Adams followed two years later with this final cover of the Spectre’s short-lived solo title. Adams, then a relative newcomer, wrote and drew the entirety of The Spectre No. 5 from 1968, which had floated into the horror-anthology territory by the time “Fugitive From Justice!” was published.

Jim Aparo’s rendering of the Spectre, in this horrific splash page from 1975’s Adventure Comics No. 439, finished what Adams started, taking the character to his logical – and terrifying – extreme. Aparo and writer Michael Fleischer turned Corrigan’s undead cop into the star of an outright horror comic. The Spectre didn’t merely mete out vengeance; he delighted in the ghastly deaths visited upon the book’s villains. It was EC-meets-DC, a giddy, gruesome throwback to titles that pre-dated the Comics Code.

In addition to the countless DC gems in this event, there are myriad Marvels, too, among them that Ditko Spidey and one of the best copies Heritage has ever offered of 1941’s Captain America Comics No. 3, graded CGC Very Fine 8.0, which counts among its highlights a young Stan Lee’s first work for Timely Comics.

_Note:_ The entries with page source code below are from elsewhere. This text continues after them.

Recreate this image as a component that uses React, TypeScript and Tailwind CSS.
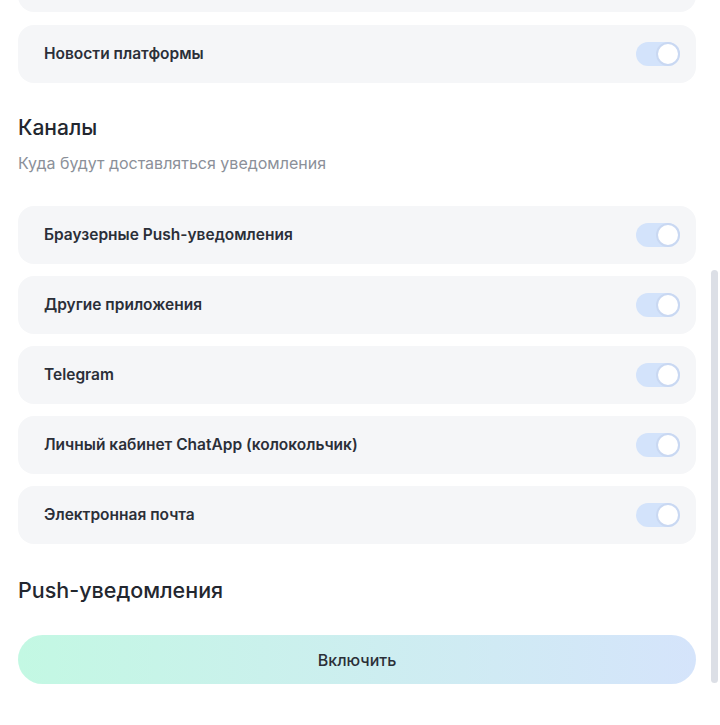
import React from "react";

const channels = [
  "Браузерные Push-уведомления",
  "Другие приложения",
  "Telegram",
  "Личный кабинет ChatApp (колокольчик)",
  "Электронная почта",
];

function Toggle({ on }: { on: boolean }) {
  return (
    <div
      className={`flex h-6 w-11 items-center rounded-full ${
        on ? "justify-end bg-[#d3e3fb]" : "justify-start bg-[#e5e7eb]"
      }`}
    >
      <div className="h-6 w-6 rounded-full border-2 border-[#c9d8f2] bg-white" />
    </div>
  );
}

function Row({ label }: { label: string }) {
  const [on, setOn] = React.useState(true);
  return (
    <div
      onClick={() => setOn(!on)}
      className="flex h-[58px] cursor-pointer items-center justify-between rounded-2xl bg-[#f5f6f8] pl-[26px] pr-4"
    >
      <span className="text-[15.5px] font-semibold text-[#2b2f38]">{label}</span>
      <Toggle on={on} />
    </div>
  );
}

export default function App() {
  return (
    <div
      className="relative h-[725px] w-full overflow-hidden bg-white"
      style={{ fontFamily: "Inter, 'Noto Sans', sans-serif" }}
    >
      <div className="flex flex-col pl-[18px] pr-6">
        <div className="-mt-[46px] h-[58px] rounded-2xl bg-[#f5f6f8]" />
        <div className="mt-[13px]">
          <Row label="Новости платформы" />
        </div>

        <h2 className="mt-[31px] text-[21px] font-medium leading-7 text-[#23272f]">Каналы</h2>
        <p className="mt-[9px] text-[16px] leading-6 text-[#8b9099]">
          Куда будут доставляться уведомления
        </p>

        <div className="mt-[31px] flex flex-col gap-3">
          {channels.map((c) => (
            <Row key={c} label={c} />
          ))}
        </div>

        <h2 className="mt-[30px] text-[21.5px] font-medium leading-8 text-[#23272f]">
          Push-уведомления
        </h2>

        <button className="mt-[29px] flex h-[49px] items-center justify-center rounded-full bg-gradient-to-r from-[#c3f8e3] to-[#d5e4fb] text-[16px] font-medium text-[#2b2f38]">
          Включить
        </button>
      </div>

      {/* scrollbar thumb */}
      <div className="absolute right-[2px] top-[270px] h-[413px] w-[7px] rounded-full bg-[#dcdfe6]" />
    </div>
  );
}
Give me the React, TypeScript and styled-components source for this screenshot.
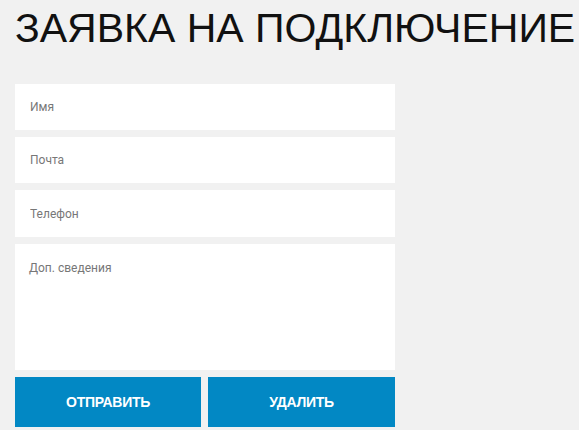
import React from 'react';
import styled, { createGlobalStyle } from 'styled-components';

const GlobalStyle = createGlobalStyle`
    html, body {
        margin: 0;
        padding: 0;
        background: #f1f1f1;
    }
    * {
        box-sizing: border-box;
    }
`

const fields = [
    { name: 'name', placeholder: 'Имя', height: 46 },
    { name: 'email', placeholder: 'Почта', height: 46 },
    { name: 'phone', placeholder: 'Телефон', height: 47 },
];

export default function App() {
    return (
        <>
            <GlobalStyle/>
            <Page>
                <Title>ЗАЯВКА НА ПОДКЛЮЧЕНИЕ</Title>
                <Form onSubmit={(e) => e.preventDefault()}>
                    {fields.map((f) => (
                        <Field key={f.name} name={f.name} placeholder={f.placeholder} $height={f.height}/>
                    ))}
                    <Notes name="notes" placeholder="Доп. сведения"/>
                    <Buttons>
                        <Button type="submit">Отправить</Button>
                        <Button type="reset">Удалить</Button>
                    </Buttons>
                </Form>
            </Page>
        </>
    );
}

const Page = styled.div`
    min-height: 430px;
    padding: 0 15px;
    background: #f1f1f1;
`

const Title = styled.h1`
    margin: 0;
    padding-top: 5px;
    font-family: 'Liberation Sans', Arial, sans-serif;
    font-weight: 400;
    font-size: 41px;
    line-height: 46px;
    color: #111;
    letter-spacing: 0;
    white-space: nowrap;
`

const Form = styled.form`
    width: 380px;
    margin-top: 33px;
    display: flex;
    flex-direction: column;
    gap: 7px;
`

const Field = styled.input<{ $height: number }>`
    height: ${(p) => p.$height}px;
    border: none;
    outline: none;
    background: #fff;
    padding: 0 15px;
    font-family: Roboto, Arial, sans-serif;
    font-size: 12px;
    color: #333;

    &::placeholder {
        color: #777;
    }
`

const Notes = styled.textarea`
    height: 126px;
    border: none;
    outline: none;
    resize: none;
    background: #fff;
    padding: 17px 14px;
    font-family: Roboto, Arial, sans-serif;
    font-size: 12px;
    line-height: 14px;
    color: #333;

    &::placeholder {
        color: #777;
    }
`

const Buttons = styled.div`
    display: grid;
    grid-template-columns: 186px 187px;
    gap: 7px;
`

const Button = styled.button`
    height: 50px;
    border: none;
    background: #0288c4;
    color: #fff;
    font-family: 'Liberation Sans', Arial, sans-serif;
    font-weight: 700;
    font-size: 14px;
    text-transform: uppercase;
    letter-spacing: -0.3px;
    cursor: pointer;
`
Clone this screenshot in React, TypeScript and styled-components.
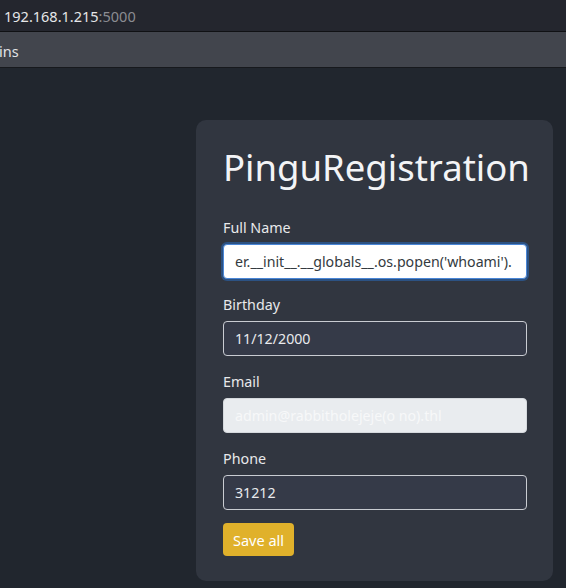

Alex Schomburg’s bondage cover, featuring the Red Skull, grabs the attention; but it’s what’s inside that makes this keeper a classic.

Heritage likewise will present the finest copy of 1942’s Pep Comics we’ve ever offered, graded CGC Very Fine+ 8.5. Only one copy has ever been graded higher of this book that features an early Archie appearance and only the second sighting of Veronica Lodge.

Here, too, is an unforgettable big-screen moment beautifully rendered for the comics: Dave Cockrum and Klaus Janson’s rendering of that moment from Star Trek: The Motion Picture when Admiral James T. Kirk sees his old ship again. Says this stunning page from Marvel Super Special No. 15, “The Enterprise is his!” And, soon, it will be someone else’s.